Ok, me again, my husband has a DC and I have to admit this is my favourite game for it, as a watcher of game-playing! You have little toy remote control cars to race about some rather unusual settings as well as some normal ones, like a local neighbourhood, a science museum, an arboretum of somesort and a supermarket etc The graphics are amazing, especially in the space/science museum. I don't suppose players really get the chance to appreciate them like I do watching, but they really are good. I think this game is tops and I always ask hubby to put it on when he drags out the DC!
Re-volt is a crazy game with toy cars. You can drive around varied tracks, from 'Toy world' to 'Botanic gardens'. You have four tracks to start off with and you use your skill to unlock other tracks and better cars. There are other areas to the game other than racing. You can build your own tracks and race you friends on them, collect stars in the stunt arena and improve your time on 'time-trial' This game needs a strategy to play successfully and I enjoyed playing on it. It is hard when you first start as the controls are very sensitive compared to other games. The tracks are fun and my personal favourite is 'Toy World 1 ' where you have a light up piano as a part of the course that plays the notes as you go over them. You can have up to 4 players at on time, and can race against each other. You can also play battle tag. This is more fun with 3 or 4 players. It is like 'tag' only the first person to get the start is 'it' and everyone has to tag that car. If you are playing against the computer you are against 7 other cars. Overall I did enjoy this game and I would recommend it to other car racing fans.

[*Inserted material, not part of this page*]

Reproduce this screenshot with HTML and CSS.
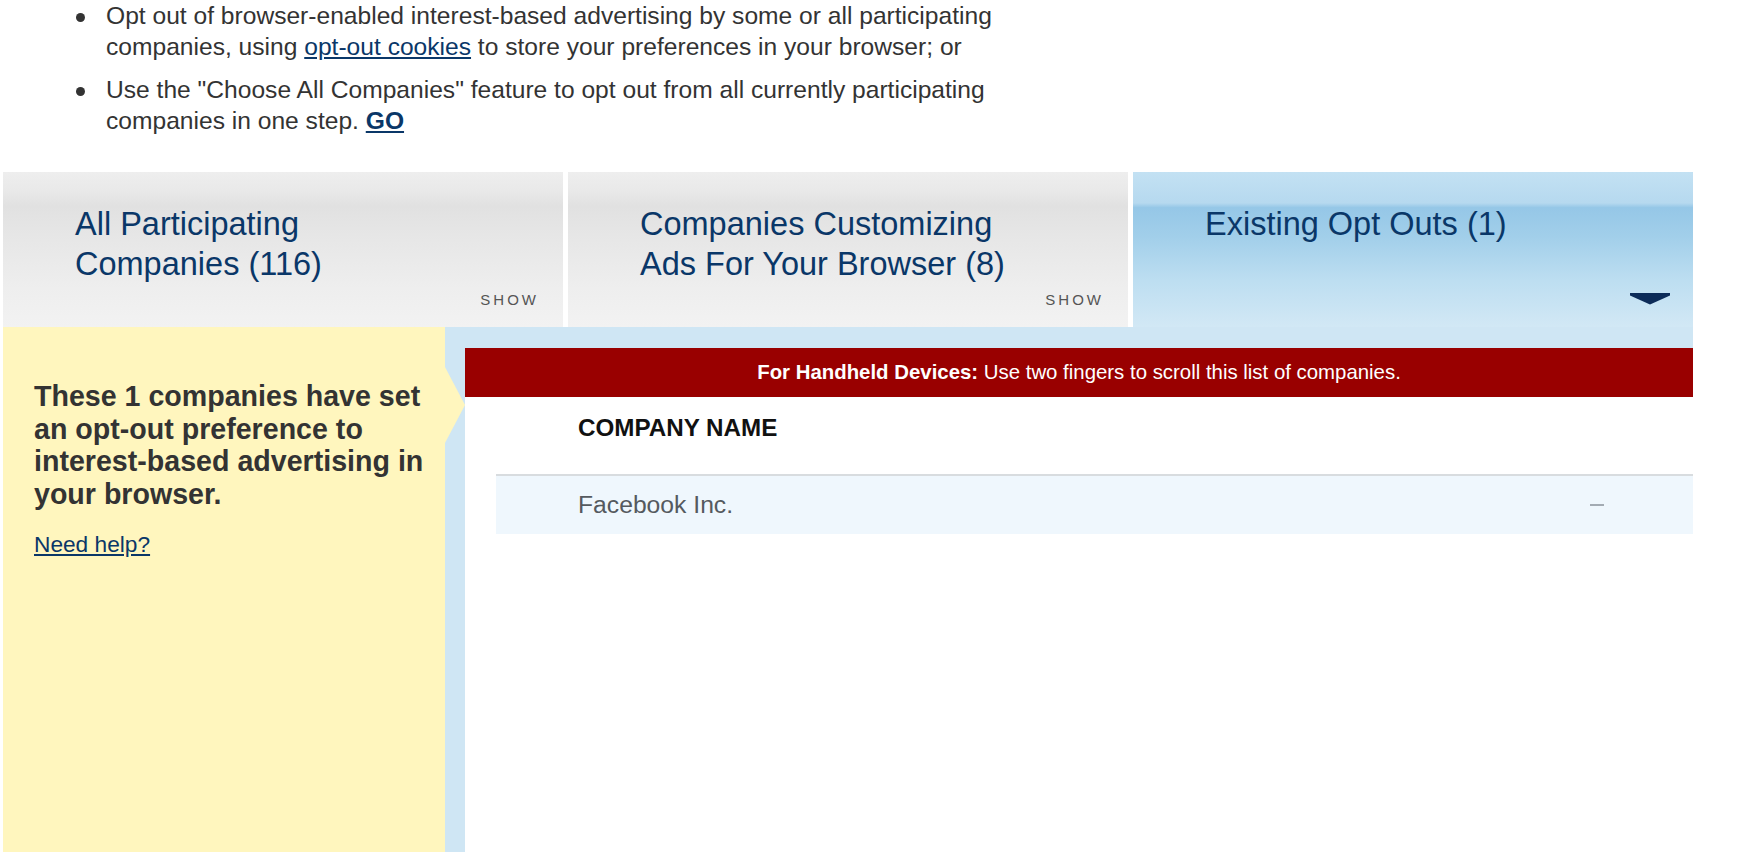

This is a good racing game set with small "toy" cars in realistic environments. There is a good selection of cars and tracks as well as a track editor to make your own tracks. There is a battle-tag game for multiple players as well as racing against the computer opponents. There is also a variety of weapons and power ups to help you, as well as the added surprise of jumping around, and being tossed over (which you can correct.)